Via Simon Owens at Nieman Journalism Lab:
A few days ago, I clicked on a link to an Associated Press article published at the Huffington Post and reporting on a new AP poll that found widespread support for the Occupy Wall Street movement. Like hundreds of other news outlets, HuffPo subscribes to the AP and runs its articles to supplement the original content the AOL-owned company produces on its own.
A curious thing happened when I finished the article, however: I didn’t stop reading.
At the bottom of the piece, I came across a liveblog that published up-to-the minute news on the protests. The posts were a mixture of links, block quotes, reprinted tweets, and even small original news nuggets being reported by HuffPo journalists on the ground. All together, I probably spent an extra 20 minutes on the site than I would have otherwise.

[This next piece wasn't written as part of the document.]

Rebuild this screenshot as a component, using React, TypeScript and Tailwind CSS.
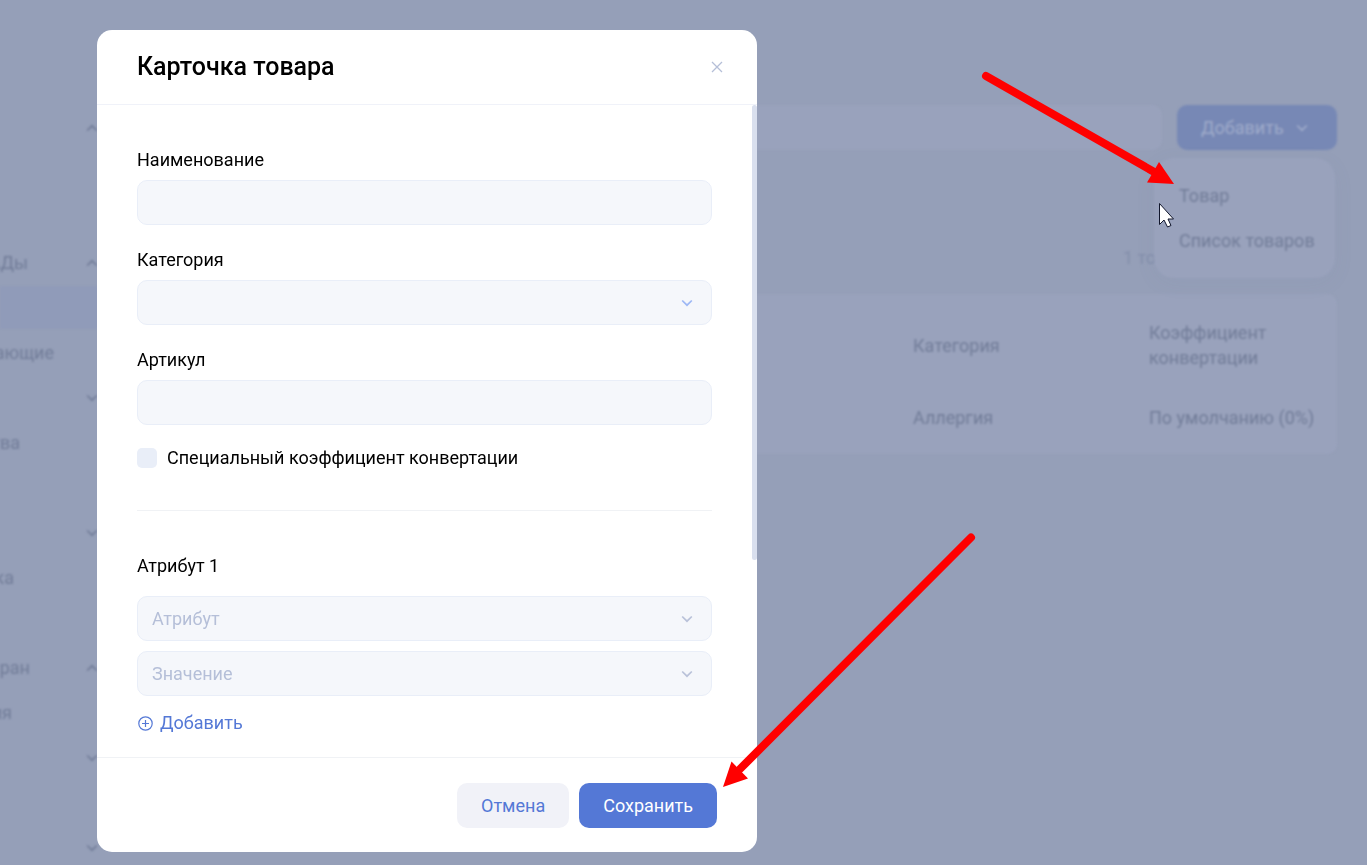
import type { ReactNode } from "react";

type MenuItem = {
  label?: string;
  width?: string;
  arrow?: "up" | "down";
  active?: boolean;
};

const menu: MenuItem[] = [
  { arrow: "up" },
  {},
  {},
  { label: "БАДы", width: "w-[28px]", arrow: "up" },
  { active: true },
  { label: "ающие", width: "w-[54px]" },
  { arrow: "down" },
  { label: "тва", width: "w-[20px]" },
  {},
  { arrow: "down" },
  { label: "ка", width: "w-[14px]" },
  {},
  { label: "ран", width: "w-[30px]", arrow: "up" },
  { label: "ия", width: "w-[12px]" },
  { arrow: "down" },
  {},
  { arrow: "down" },
];

function Chevron({ className = "" }: { className?: string }) {
  return (
    <svg
      viewBox="0 0 12 8"
      className={`w-3 h-2 shrink-0 ${className}`}
      fill="none"
      stroke="currentColor"
      strokeWidth="1.7"
      aria-hidden="true"
    >
      <path d="M1.2 1.5 6 6.2l4.8-4.7" />
    </svg>
  );
}

function Sidebar() {
  return (
    <nav className="w-[98px] shrink-0 pt-[105px]">
      <ul>
        {menu.map((item, index) => (
          <li
            key={index}
            className={`h-[45px] flex items-center justify-between ${
              item.active ? "bg-[#909bb9] bg-clip-content py-px" : ""
            }`}
          >
            <span
              className={`flex justify-end whitespace-nowrap ${item.width ?? ""}`}
            >
              {item.label}
            </span>
            {item.arrow && (
              <Chevron className={item.arrow === "up" ? "rotate-180" : ""} />
            )}
          </li>
        ))}
      </ul>
    </nav>
  );
}

function Catalog() {
  return (
    <main className="flex-1 min-w-0 pt-[105px] pl-10 pr-[30px]">
      <div className="relative flex gap-[15px]">
        <input
          type="search"
          aria-label="Поиск"
          className="flex-1 min-w-0 h-[45px] rounded-[10px] bg-[#99a2bc]"
        />
        <button
          type="button"
          className="w-[160px] h-[45px] pl-6 rounded-[10px] bg-[#7788b5] text-[#9fabca] flex items-center gap-3"
        >
          Добавить
          <Chevron />
        </button>

        {/* Dropdown under the button */}
        <div className="absolute right-0.5 top-[53px] w-[181px] rounded-[20px] bg-[#99a2bc] shadow-[0_5px_20px_rgba(110,125,160,0.08)] py-[15px]">
          <a href="#item" className="flex items-center h-[45px] pl-[25px]">
            Товар
          </a>
          <a
            href="#list"
            className="flex items-center h-[45px] pl-[25px] whitespace-nowrap"
          >
            Список товаров
          </a>
        </div>
      </div>

      <p className="mt-[95px] w-[214px] ml-auto text-[#838eaa]">1 товар</p>

      <div className="mt-6 pb-4 rounded-[10px] bg-[#99a2bc]">
        <table className="w-full table-fixed text-left">
          <colgroup>
            <col />
            <col className="w-[236px]" />
            <col className="w-[188px]" />
          </colgroup>
          <thead>
            <tr className="h-[102px]">
              <th />
              <th className="font-normal">Категория</th>
              <th className="font-normal">Коэффициент конвертации</th>
            </tr>
          </thead>
          <tbody>
            <tr className="h-[42px]">
              <td />
              <td>Аллергия</td>
              <td className="whitespace-nowrap">По умолчанию (0%)</td>
            </tr>
          </tbody>
        </table>
      </div>
    </main>
  );
}

const fieldClass =
  "block w-full h-[45px] rounded-[10px] border border-[#e9eef8] bg-[#f5f7fb] px-3.5";

function Field({
  id,
  label,
  children,
}: {
  id: string;
  label: string;
  children: ReactNode;
}) {
  return (
    <div>
      <label htmlFor={id} className="block leading-[26px] mb-[7px]">
        {label}
      </label>
      {children}
    </div>
  );
}

function Select({
  id,
  placeholder = "",
  arrowClass = "text-[#b9c2d9]",
}: {
  id: string;
  placeholder?: string;
  arrowClass?: string;
}) {
  return (
    <div className="grid items-center">
      <select
        id={id}
        aria-label={placeholder || undefined}
        className={`${fieldClass} appearance-none text-[#b5bfd8] col-start-1 row-start-1`}
      >
        <option value="">{placeholder}</option>
      </select>
      <Chevron
        className={`col-start-1 row-start-1 justify-self-end mr-[19px] pointer-events-none ${arrowClass}`}
      />
    </div>
  );
}

function ProductModal() {
  return (
    <div
      role="dialog"
      aria-labelledby="modal-title"
      className="w-full max-w-[660px] rounded-[15px] bg-white text-black overflow-hidden"
    >
      <header className="h-[75px] pl-10 pr-[30px] flex items-center justify-between border-b border-[#f0f2f9]">
        <h1 id="modal-title" className="text-[25px] leading-[30px] font-medium">
          Карточка товара
        </h1>
        <button
          type="button"
          aria-label="Закрыть"
          className="size-5 flex items-center justify-center text-[#b5bfd8]"
        >
          <svg
            viewBox="0 0 12 12"
            className="size-3"
            fill="none"
            stroke="currentColor"
            strokeWidth="1.3"
          >
            <path d="M1 1l10 10M11 1 1 11" />
          </svg>
        </button>
      </header>

      <form id="product" className="relative pt-[42px] pb-[21px] pl-10 pr-[45px]">
        {/* Scrollbar thumb */}
        <div className="absolute right-0 top-0 w-[5px] h-[455px] rounded-full bg-[#d9dfee]" />

        <div className="flex flex-col gap-[22px]">
          <Field id="name" label="Наименование">
            <input id="name" type="text" className={fieldClass} />
          </Field>
          <Field id="category" label="Категория">
            <Select id="category" arrowClass="text-[#9db8f5]" />
          </Field>
          <Field id="sku" label="Артикул">
            <input id="sku" type="text" className={fieldClass} />
          </Field>
        </div>

        <div className="mt-[23px] flex items-center gap-2.5">
          <input
            id="special"
            type="checkbox"
            className="appearance-none size-5 rounded-[5px] bg-[#e9eef8]"
          />
          <label htmlFor="special" className="leading-5">
            Специальный коэффициент конвертации
          </label>
        </div>

        <hr className="my-[42px] border-[#f0f2f5]" />

        <h2 className="leading-[26px] mb-[17px]">Атрибут 1</h2>
        <div className="flex flex-col gap-2.5">
          <Select id="attribute" placeholder="Атрибут" />
          <Select id="value" placeholder="Значение" />
        </div>
        <button
          type="button"
          className="mt-3.5 flex items-center gap-1.5 leading-[26px] text-[#5478d6]"
        >
          <svg
            viewBox="0 0 17 17"
            className="size-[17px]"
            fill="none"
            stroke="currentColor"
            strokeWidth="1.2"
            aria-hidden="true"
          >
            <circle cx="8.5" cy="8.5" r="6.7" />
            <path d="M8.5 5v7M5 8.5h7" />
          </svg>
          Добавить
        </button>
      </form>

      <footer className="border-t border-[#f0f2f5] pt-[25px] pb-6 pr-10 flex justify-end gap-2.5">
        <button
          type="button"
          className="h-[45px] px-6 rounded-[10px] bg-[#f1f2f8] text-[#5478d6]"
        >
          Отмена
        </button>
        <button
          type="submit"
          form="product"
          className="h-[45px] px-6 rounded-[10px] bg-[#5478d6] text-white"
        >
          Сохранить
        </button>
      </footer>
    </div>
  );
}

function Pointers() {
  return (
    <svg
      width="1367"
      height="865"
      viewBox="0 0 1367 865"
      className="absolute left-0 top-0 pointer-events-none"
      aria-hidden="true"
    >
      <g stroke="#f00" strokeWidth="8" strokeLinecap="round">
        <path d="M986 76 1156 173" />
        <path d="M971 537.5 740 769" />
      </g>
      <path d="M1174 184 1159 162 1147 182.5z" fill="#f00" />
      <path d="M723 787 731.5 761.5 748 778.5z" fill="#f00" />
      <path
        d="M1159.5 203.500v21l4.500-4.500 3.500 7 3.500-1.500-3-6.500h5.500z"
        fill="#fff"
        stroke="#10152b"
      />
    </svg>
  );
}

export default function App() {
  return (
    <div className="relative min-h-screen overflow-hidden bg-[#959fb8] font-[Roboto,sans-serif] text-lg leading-[25px]">
      <div className="flex text-[#717c98] blur-[1px]">
        <Sidebar />
        <Catalog />
      </div>
      <div className="absolute inset-0 pt-[30px] pl-[97px]">
        <ProductModal />
      </div>
      <Pointers />
    </div>
  );
}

I began clicking around and found that HuffPo had embedded this same liveblog at the bottom of nearly every article concerning Occupy Wall Street.
Read through for the nuts and bolts of what HuffPo is doing, why they’re doing it and how they’re doing it.
Interesting is Nico Pitney, Executive Editor of the Huffington Post Media Group, observing how they identified three types of readers — the news browsers who just want the article overview, the junkies who want the immediate (liveblog) update, and the newsies who want both — and how they’re trying to satisfy each.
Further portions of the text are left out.